-- start of Recorded information --

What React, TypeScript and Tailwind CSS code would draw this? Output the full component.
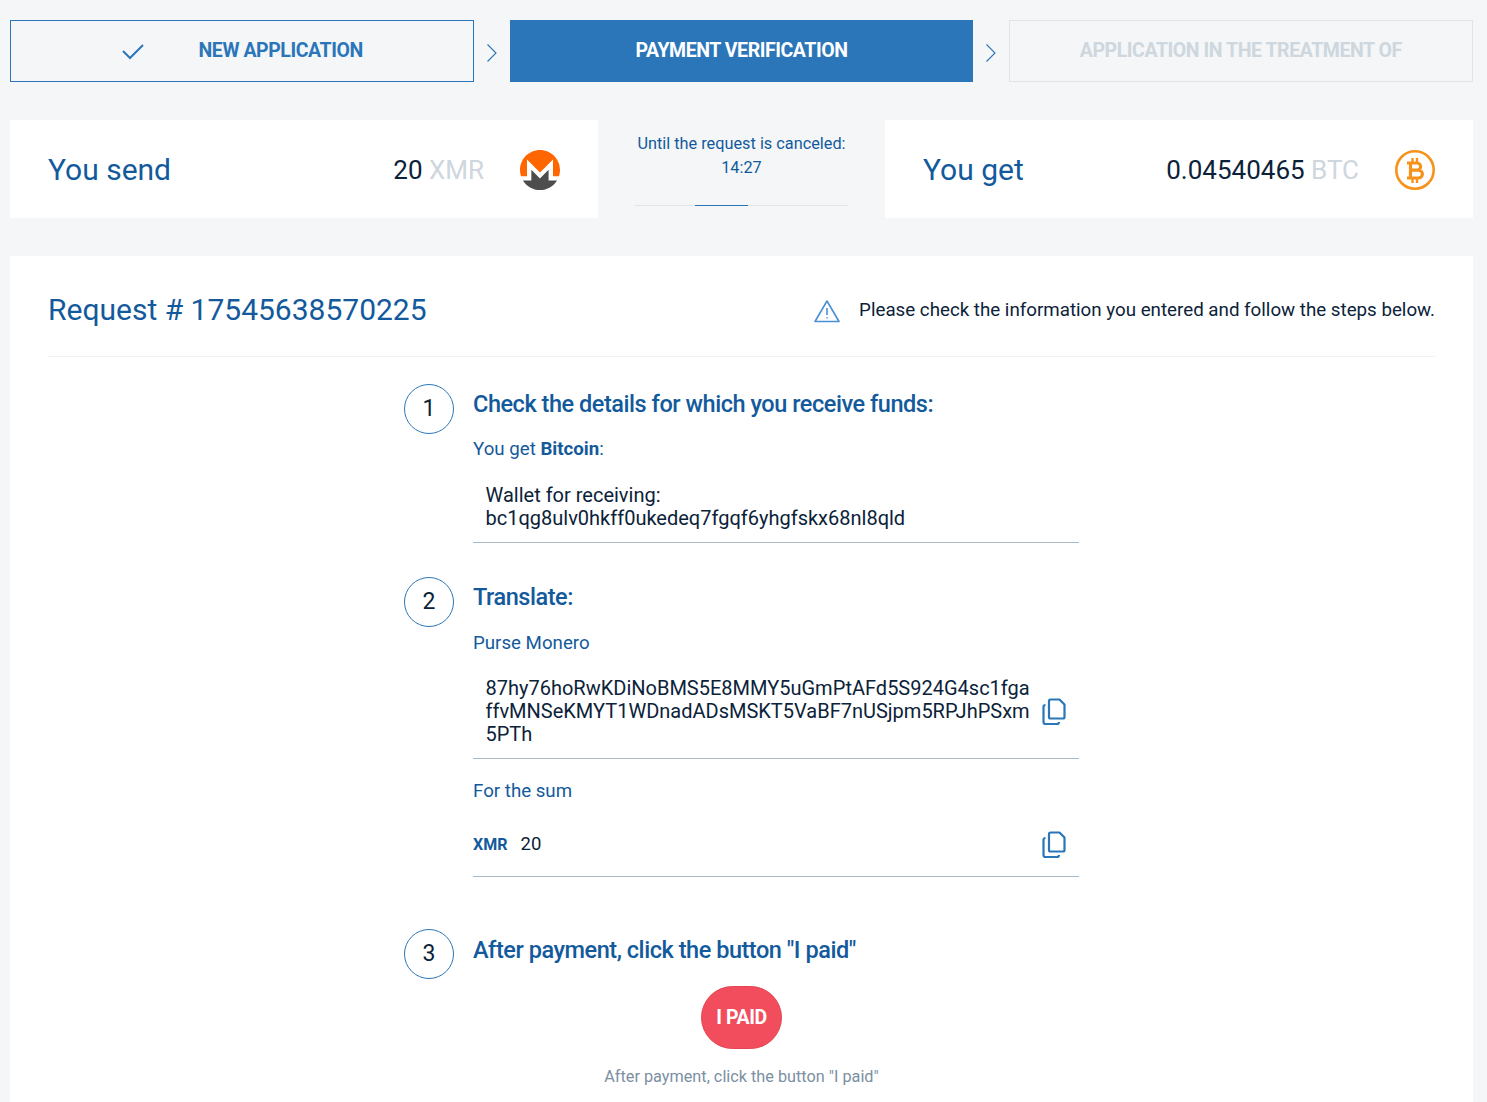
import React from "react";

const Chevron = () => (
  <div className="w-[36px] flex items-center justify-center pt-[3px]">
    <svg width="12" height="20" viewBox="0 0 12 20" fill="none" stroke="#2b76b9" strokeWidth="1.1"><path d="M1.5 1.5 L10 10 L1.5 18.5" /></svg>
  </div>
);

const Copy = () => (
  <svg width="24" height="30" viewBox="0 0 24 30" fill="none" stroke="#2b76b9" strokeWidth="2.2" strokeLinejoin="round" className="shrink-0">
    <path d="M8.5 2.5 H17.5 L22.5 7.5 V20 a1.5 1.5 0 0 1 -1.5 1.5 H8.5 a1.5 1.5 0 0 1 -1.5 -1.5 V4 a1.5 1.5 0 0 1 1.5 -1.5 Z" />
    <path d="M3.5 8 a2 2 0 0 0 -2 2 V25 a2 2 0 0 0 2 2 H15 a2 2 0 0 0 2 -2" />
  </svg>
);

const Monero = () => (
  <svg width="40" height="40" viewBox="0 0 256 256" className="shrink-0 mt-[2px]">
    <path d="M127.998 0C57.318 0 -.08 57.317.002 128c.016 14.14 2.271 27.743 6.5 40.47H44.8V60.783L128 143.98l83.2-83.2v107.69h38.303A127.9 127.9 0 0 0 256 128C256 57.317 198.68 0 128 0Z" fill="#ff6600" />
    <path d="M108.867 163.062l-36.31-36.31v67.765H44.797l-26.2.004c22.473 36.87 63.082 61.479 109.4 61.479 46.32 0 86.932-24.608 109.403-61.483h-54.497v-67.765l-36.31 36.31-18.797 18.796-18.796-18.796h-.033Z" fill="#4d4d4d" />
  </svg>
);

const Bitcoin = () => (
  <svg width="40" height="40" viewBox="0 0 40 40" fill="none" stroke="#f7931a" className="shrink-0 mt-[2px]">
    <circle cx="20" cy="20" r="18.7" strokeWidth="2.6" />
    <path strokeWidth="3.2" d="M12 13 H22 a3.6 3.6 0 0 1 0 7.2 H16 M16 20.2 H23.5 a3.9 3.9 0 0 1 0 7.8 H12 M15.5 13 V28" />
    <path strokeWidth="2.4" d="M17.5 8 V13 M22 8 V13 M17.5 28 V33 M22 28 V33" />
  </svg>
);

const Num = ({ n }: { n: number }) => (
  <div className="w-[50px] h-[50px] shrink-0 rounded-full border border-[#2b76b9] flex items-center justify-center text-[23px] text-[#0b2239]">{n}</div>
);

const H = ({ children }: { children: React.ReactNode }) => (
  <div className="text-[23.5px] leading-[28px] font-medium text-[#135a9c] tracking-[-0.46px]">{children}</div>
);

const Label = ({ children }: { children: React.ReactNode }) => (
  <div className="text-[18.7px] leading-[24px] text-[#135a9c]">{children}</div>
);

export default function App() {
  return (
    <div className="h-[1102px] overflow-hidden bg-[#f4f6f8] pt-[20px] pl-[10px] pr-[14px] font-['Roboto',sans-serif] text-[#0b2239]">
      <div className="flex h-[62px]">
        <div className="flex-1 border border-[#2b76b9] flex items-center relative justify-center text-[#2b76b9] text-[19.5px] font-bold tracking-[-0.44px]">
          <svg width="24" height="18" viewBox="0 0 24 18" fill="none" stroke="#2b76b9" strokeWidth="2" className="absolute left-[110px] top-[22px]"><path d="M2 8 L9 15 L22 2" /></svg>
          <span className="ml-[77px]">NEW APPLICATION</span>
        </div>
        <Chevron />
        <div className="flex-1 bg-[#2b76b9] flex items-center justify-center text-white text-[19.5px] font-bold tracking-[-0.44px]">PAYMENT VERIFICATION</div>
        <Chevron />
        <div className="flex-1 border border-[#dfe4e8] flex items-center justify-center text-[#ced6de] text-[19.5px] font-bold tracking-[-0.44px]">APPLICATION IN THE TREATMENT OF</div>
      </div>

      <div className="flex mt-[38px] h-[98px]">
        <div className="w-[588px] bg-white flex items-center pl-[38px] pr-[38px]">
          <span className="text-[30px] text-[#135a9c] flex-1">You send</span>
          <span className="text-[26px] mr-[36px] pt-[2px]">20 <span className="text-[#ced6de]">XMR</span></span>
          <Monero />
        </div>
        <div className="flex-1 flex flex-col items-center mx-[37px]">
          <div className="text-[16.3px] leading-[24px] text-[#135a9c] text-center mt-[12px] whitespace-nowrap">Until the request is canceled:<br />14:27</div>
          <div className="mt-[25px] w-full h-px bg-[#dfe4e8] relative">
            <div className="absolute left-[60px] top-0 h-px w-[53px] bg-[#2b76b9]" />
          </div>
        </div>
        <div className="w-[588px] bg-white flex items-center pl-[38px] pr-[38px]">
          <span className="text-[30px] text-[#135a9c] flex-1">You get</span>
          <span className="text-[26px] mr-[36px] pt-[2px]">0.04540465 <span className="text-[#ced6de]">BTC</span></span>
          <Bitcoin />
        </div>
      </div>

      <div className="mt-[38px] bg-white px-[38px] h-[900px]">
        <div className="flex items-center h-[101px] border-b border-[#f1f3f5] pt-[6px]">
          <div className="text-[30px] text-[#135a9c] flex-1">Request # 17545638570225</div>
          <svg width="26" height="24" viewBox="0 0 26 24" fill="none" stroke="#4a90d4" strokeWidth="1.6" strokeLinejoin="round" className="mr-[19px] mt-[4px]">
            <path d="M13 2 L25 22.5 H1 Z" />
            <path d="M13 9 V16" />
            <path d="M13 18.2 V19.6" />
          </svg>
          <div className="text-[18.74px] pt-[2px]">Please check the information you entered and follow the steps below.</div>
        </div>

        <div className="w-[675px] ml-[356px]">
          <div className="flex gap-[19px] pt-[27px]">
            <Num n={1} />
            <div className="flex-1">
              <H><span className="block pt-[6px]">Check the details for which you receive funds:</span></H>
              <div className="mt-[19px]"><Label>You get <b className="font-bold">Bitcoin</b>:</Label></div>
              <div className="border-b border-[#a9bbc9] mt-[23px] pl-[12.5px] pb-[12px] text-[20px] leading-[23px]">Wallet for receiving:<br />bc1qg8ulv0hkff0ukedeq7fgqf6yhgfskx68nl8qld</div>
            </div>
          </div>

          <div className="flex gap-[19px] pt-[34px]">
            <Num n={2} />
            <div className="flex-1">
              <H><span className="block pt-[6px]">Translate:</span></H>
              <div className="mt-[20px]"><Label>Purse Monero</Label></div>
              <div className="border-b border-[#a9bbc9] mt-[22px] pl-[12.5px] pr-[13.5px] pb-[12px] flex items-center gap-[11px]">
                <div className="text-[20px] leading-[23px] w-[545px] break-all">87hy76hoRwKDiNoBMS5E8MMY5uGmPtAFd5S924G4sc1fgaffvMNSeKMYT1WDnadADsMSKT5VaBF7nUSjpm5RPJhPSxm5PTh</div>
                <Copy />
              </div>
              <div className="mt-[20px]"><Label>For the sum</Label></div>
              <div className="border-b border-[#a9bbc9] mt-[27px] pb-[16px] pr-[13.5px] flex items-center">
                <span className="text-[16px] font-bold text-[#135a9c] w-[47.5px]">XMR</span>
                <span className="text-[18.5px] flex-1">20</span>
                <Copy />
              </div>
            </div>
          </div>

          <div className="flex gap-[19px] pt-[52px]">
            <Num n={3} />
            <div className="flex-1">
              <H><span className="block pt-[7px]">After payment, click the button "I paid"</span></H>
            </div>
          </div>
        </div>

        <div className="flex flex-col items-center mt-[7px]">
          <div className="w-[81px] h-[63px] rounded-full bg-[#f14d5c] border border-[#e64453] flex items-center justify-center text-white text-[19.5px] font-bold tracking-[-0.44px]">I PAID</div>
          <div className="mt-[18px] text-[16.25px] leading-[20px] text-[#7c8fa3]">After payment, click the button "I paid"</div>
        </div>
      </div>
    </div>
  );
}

-- end of Recorded information --

Problem to work on:
Everything from the first line of the listing above through the line that contains "import React from" is to be restated word for word, minus the pictures.

Response for this exercise:
What React, TypeScript and Tailwind CSS code would draw this? Output the full component.
import React from "react";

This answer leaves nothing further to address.